UNICA will release their report on Brazilian Center-South sugar production for the second half of June this morning. A survey conducted by S&P Global showed an average expectation for sugar production to come in at 2.95 million metric tons, which would be down 9.8% from the same period last year. Cane crushing is expected to come in around 44.24 million tons, which would be down 9.7%. Recent dry conditions in Brazil may have supported harvest, but they may have not come in time to support production in the second half of June. There are also concerns that the cold snap last month may have damaged cane production. Friday’s USDA WASDE report put US sugar production for 2025/26 at 9.19 million short tons, down 59,000 from the June report, due to smaller beet sugar output. US sugar consumption was lowered by 165,000 tons to 12.16 million. It also lowered consumption for 2024/25 by 165,000 tons, saying industry demand for sugar has faltered. World Weather Service says rain prospects for southern India are improving for late this week through all of next week. Thailand has been drying out recently, and this trend will continue for a little while longer before there is opportunity for rain to resume. Some crop stress is expected, but the situation is not critical. Timely rain is predicted for the weekend and next week.

COTTON

Friday’s USDA Supply/Demand report had a bearish tilt, and December Cotton made a new low for the day in its wake, but it recovered back to Friday’s high overnight. The USDA report put US 2025/26 cotton production at 14.60 million bales versus an average trade expectation of 14.21 million and 14.00 million in the June update. Planted area was increased to 10.12 million acres, based on the June 30 Acreage update, but yield was lowered to 809 pounds per acre from 820 in June. The abandonment rate was lowered to 14.4% from 17% previously.  Lower abandonment in the Southwest was partially offset by higher abandonment in the Southeast, and the reduced abandonment in the Southwest implied an increase in the harvest of lower-yield acres. US 2025/26 exports were unchanged at 12.50 million bales versus 12.47 million expected. Beginning stocks were lowered by 300,000 bales due to an increase in 2024/25 exports by the same amount. 2025/26 ending stocks came in at 4.60 million bales versus at 4.33 million expected and 4.30 million in June. This put the stocks/use ratio at 32.4% versus 30.% in June, 30.4% last year, and a five-year average of 26.6%.

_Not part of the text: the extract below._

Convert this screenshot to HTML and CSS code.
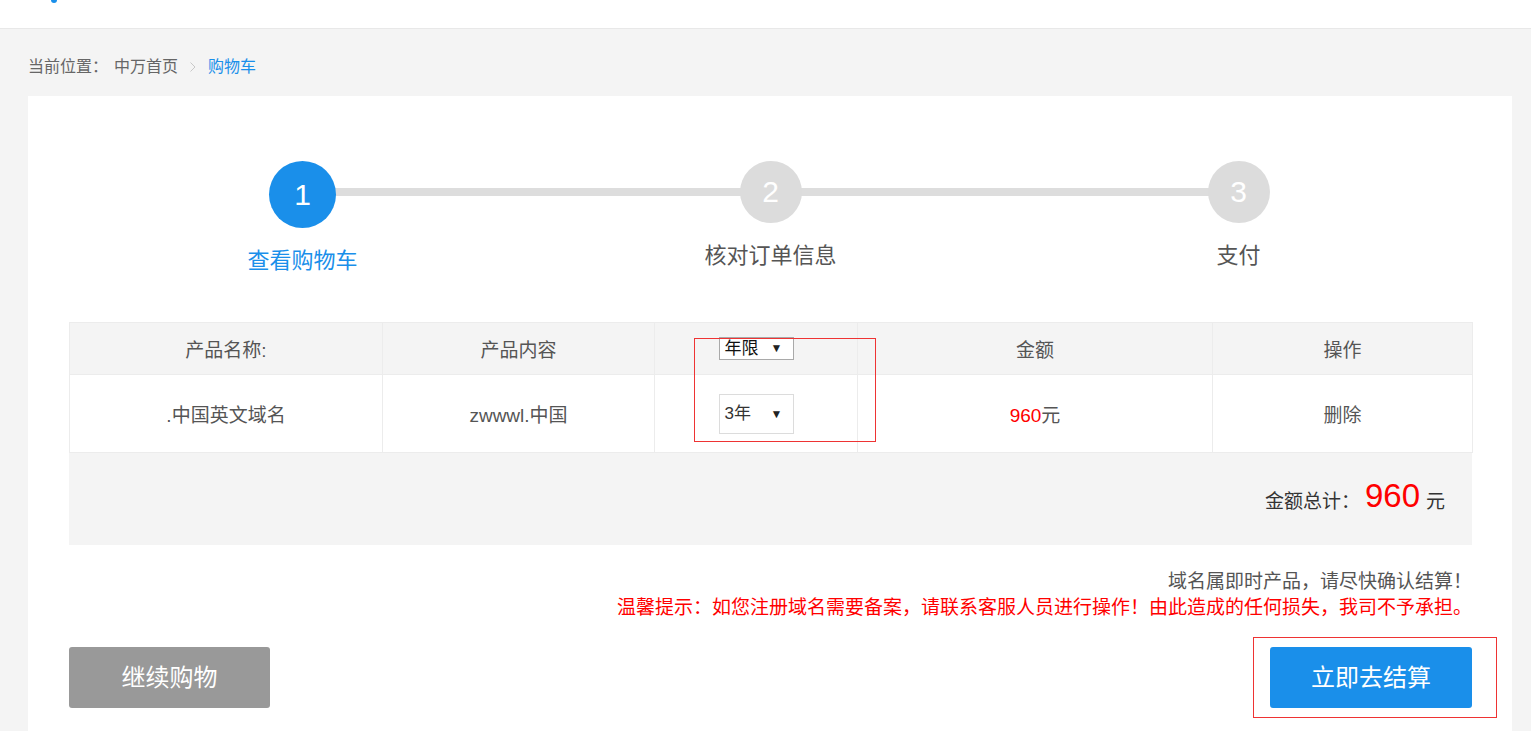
FILE: index.html
```html
<!DOCTYPE html>
<html lang="zh-CN">
<head>
    <meta charset="UTF-8">
    <meta name="viewport" content="width=device-width, initial-scale=1.0">
    <title>购物车 - 中万</title>
    <link rel="stylesheet" href="styles.css">
</head>
<body>
    <div class="topbar">
        <span class="logo-tip"></span>
    </div>
    <div class="main">
        <div class="crumb">
            <span>当前位置：</span>
            <a href="#" class="crumb-home">中万首页</a>
            <svg class="crumb-sep" width="6" height="10" viewBox="0 0 6 10"><polyline points="0.5,0.5 5,5 0.5,9.5" fill="none" stroke="#c8c8c8" stroke-width="1"/></svg>
            <a href="#" class="crumb-cur">购物车</a>
        </div>
        <div class="panel">
            <!-- 步骤条 -->
            <div class="steps">
                <div class="step active">
                    <div class="step-num">1</div>
                    <div class="step-name">查看购物车</div>
                </div>
                <div class="step">
                    <div class="step-num">2</div>
                    <div class="step-name">核对订单信息</div>
                </div>
                <div class="step">
                    <div class="step-num">3</div>
                    <div class="step-name">支付</div>
                </div>
            </div>
            <!-- 购物车列表 -->
            <table class="cart">
                <colgroup>
                    <col style="width: 313px">
                    <col style="width: 272px">
                    <col style="width: 203px">
                    <col style="width: 355px">
                    <col style="width: 260px">
                </colgroup>
                <thead>
                    <tr>
                        <th>产品名称:</th>
                        <th>产品内容</th>
                        <th class="col-year">
                            <span class="fake-select head-select">年限<i>▼</i></span>
                            <span class="mark mark-year"></span>
                        </th>
                        <th>金额</th>
                        <th>操作</th>
                    </tr>
                </thead>
                <tbody>
                    <tr>
                        <td>.中国英文域名</td>
                        <td>zwwwl.中国</td>
                        <td><span class="fake-select body-select">3年<i>▼</i></span></td>
                        <td><span class="price">960</span>元</td>
                        <td><a href="#" class="del">删除</a></td>
                    </tr>
                </tbody>
            </table>
            <div class="total">
                <span>金额总计：</span>
                <span class="total-num">960</span>
                <span>元</span>
            </div>
            <div class="notes">
                <p>域名属即时产品，请尽快确认结算！</p>
                <p class="warn">温馨提示：如您注册域名需要备案，请联系客服人员进行操作！由此造成的任何损失，我司不予承担。</p>
            </div>
            <div class="actions">
                <a href="#" class="btn btn-gray">继续购物</a>
                <div class="pay-wrap">
                    <a href="#" class="btn btn-blue">立即去结算</a>
                    <span class="mark mark-pay"></span>
                </div>
            </div>
        </div>
    </div>
</body>
</html>
```

FILE: styles.css
```css
body {
    margin: 0;
    padding: 0;
    background-color: #f4f4f4;
    font-family: "Liberation Sans", "Noto Sans CJK SC", sans-serif;
    color: #555;
}
a {
    text-decoration: none;
    color: inherit;
}
p {
    margin: 0;
}
.topbar {
    height: 28px;
    background-color: white;
    border-bottom: 1px solid #e8e8e8;
}
.logo-tip {
    display: block;
    width: 6px;
    height: 3px;
    margin-left: 51px;
    background-color: #1a8fea;
    border-radius: 0 0 3px 3px;
}
.main {
    padding: 0 19px 0 28px;
}
.crumb {
    display: flex;
    align-items: center;
    height: 20px;
    margin-top: 28px;
    margin-bottom: 19px;
    font-size: 16px;
    line-height: 20px;
    color: #666;
}
.crumb-home {
    margin-left: 6px;
}
.crumb-sep {
    margin: 0 12px;
}
.crumb-cur {
    color: #1a8fea;
}
.panel {
    background-color: white;
    padding: 65px 40px 40px 41px;
}
.steps {
    position: relative;
    display: grid;
    grid-template-columns: repeat(3, 468px);
    justify-content: center;
    align-items: start;
}
.steps::before {
    content: "";
    position: absolute;
    left: 234px;
    right: 234px;
    top: 27px;
    height: 8px;
    background-color: #dddddd;
}
.step {
    position: relative;
    display: flex;
    flex-direction: column;
    align-items: center;
}
.step-num {
    width: 62px;
    height: 62px;
    border-radius: 50%;
    background-color: #dcdcdc;
    color: white;
    font-size: 30px;
    line-height: 62px;
    text-align: center;
}
.step-name {
    margin-top: 18px;
    font-size: 22px;
    line-height: 30px;
    color: #555;
}
.step.active .step-num {
    width: 67px;
    height: 67px;
    line-height: 67px;
    background-color: #1a8fea;
}
.step.active .step-name {
    color: #1a8fea;
}
.cart {
    width: 1403px;
    margin-top: 46px;
    border-collapse: collapse;
    table-layout: fixed;
    font-size: 19px;
}
.cart th, .cart td {
    border: 1px solid #ececec;
    text-align: center;
    font-weight: normal;
    color: #555;
    padding: 0;
}
.cart th {
    height: 51px;
    background-color: #f4f4f4;
}
.cart td {
    height: 77px;
}
.col-year {
    position: relative;
}
.fake-select {
    display: inline-flex;
    align-items: center;
    justify-content: space-between;
    box-sizing: border-box;
    width: 75px;
    padding: 0 10px 0 5px;
    background-color: white;
    font-size: 17px;
    vertical-align: middle;
}
.fake-select i {
    font-style: normal;
    font-size: 12px;
    color: #222;
}
.head-select {
    height: 23px;
    border: 1px solid #a9a9a9;
    color: #111;
    line-height: 21px;
}
.body-select {
    height: 40px;
    border: 1px solid #dcdcdc;
    color: #333;
    line-height: 38px;
}
.price {
    color: red;
}
.mark {
    position: absolute;
    border: 1px solid #ee3333;
    pointer-events: none;
}
.mark-year {
    left: 39px;
    top: 15px;
    width: 180px;
    height: 102px;
}
.total {
    display: flex;
    justify-content: flex-end;
    align-items: center;
    height: 92px;
    padding-right: 27px;
    background-color: #f4f4f4;
    font-size: 19px;
    color: #333;
}
.total-num {
    margin: -6px 6px 0 5px;
    font-size: 33px;
    color: red;
}
.notes {
    margin-top: 24px;
    text-align: right;
    font-size: 19px;
    line-height: 26px;
    color: #555;
}
.notes .warn {
    color: red;
}
.actions {
    display: flex;
    justify-content: space-between;
    align-items: center;
    margin-top: 26px;
}
.btn {
    display: block;
    width: 202px;
    height: 61px;
    line-height: 61px;
    text-align: center;
    border-radius: 3px;
    font-size: 24px;
    color: white;
}
.btn-gray {
    width: 201px;
    background-color: #999999;
}
.btn-blue {
    background-color: #1a8fea;
}
.pay-wrap {
    position: relative;
}
.mark-pay {
    left: -17px;
    top: -10px;
    width: 242px;
    height: 79px;
}
```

The dollar has firmed up over the past few weeks, which is a bearish influence on US export prospects, but the tariff back and forth is probably a bigger factor at the moment. In the latest round of threats, Mexico is in the spotlight. As of last week’s export sales report, Mexico was the sixth largest buyer of US cotton so far for 2024/25 at 656,000 bales. Vietnam was the largest at 2.956 million. World Weather Service expects west Texas cotton areas to see a drier and warmer bias over the next couple of weeks, which should help improve crop development rates.